Similarly, it can hardly be said that the organised association of Russian speakers in Belarus – the bulk of which is made up of local chapters of the Russkiy Mir Foundation, Rossotrudnichestvo, and several local compatriot organisations – provides fertile ground for a ‘Crimean scenario’ in Belarus: considering the organisations’ cultural focus, they hardly amount to a political voice for Russian speakers in Belarus. Moreover, considering that these organisations are often state-led or state-sponsored and that they have been cast as ‘tools of Russian intelligence’, it would be problematic to classify them as grassroots organisations that genuinely aim to empower Russian speakers in Belarusian politics and society.

It could thus be argued that Belarus’ Russian speakers have become as depoliticised and disorganised as their counterparts in Kazakhstan: no major political party or major regionally active movement currently advocates for the position of Russian speakers in Belarus, which seriously limits their impact on Belarusian politics.

Conclusion

Rumours that Belarus would be submerged into Russia on the basis of the Union State Treaty, ‘compatriot protection’ or the most recent anti-government protests have turned out to be quite persistent, despite never coming true.

The application of Laruelle’s explanatory framework to the case of Belarus shows that such an outcome is unlikely for three reasons. Firstly, the nature of the relationship between Russia and Belarus is such that any ‘activation’ of Russians in Belarus would come with a high cost — and questionable benefits — for Moscow. Secondly, ascribing to Belarus a similar degree of Russianness — and the accompanying historical heroism — that has commonly been ascribed to Crimea has turned out to be problematic as well.

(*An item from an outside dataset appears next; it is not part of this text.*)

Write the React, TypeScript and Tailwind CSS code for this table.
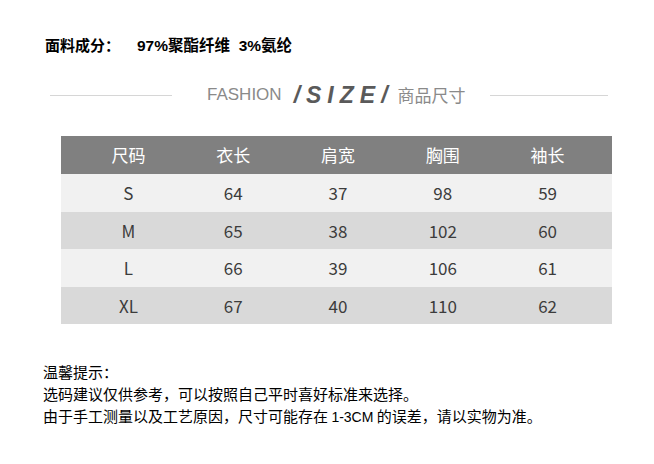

Thirdly, where Laruelle demonstrated the importance of some sort of grassroots activist framework for outward-looking secessionist movements to succeed, this factor seems to be largely absent in Belarus.

In sum, prospects of a Russian takeover of Belarus, be it on the basis of either of the three scenarios described above, remain – as argued by Laruelle in the Kazakh case – ‘largely hyped’.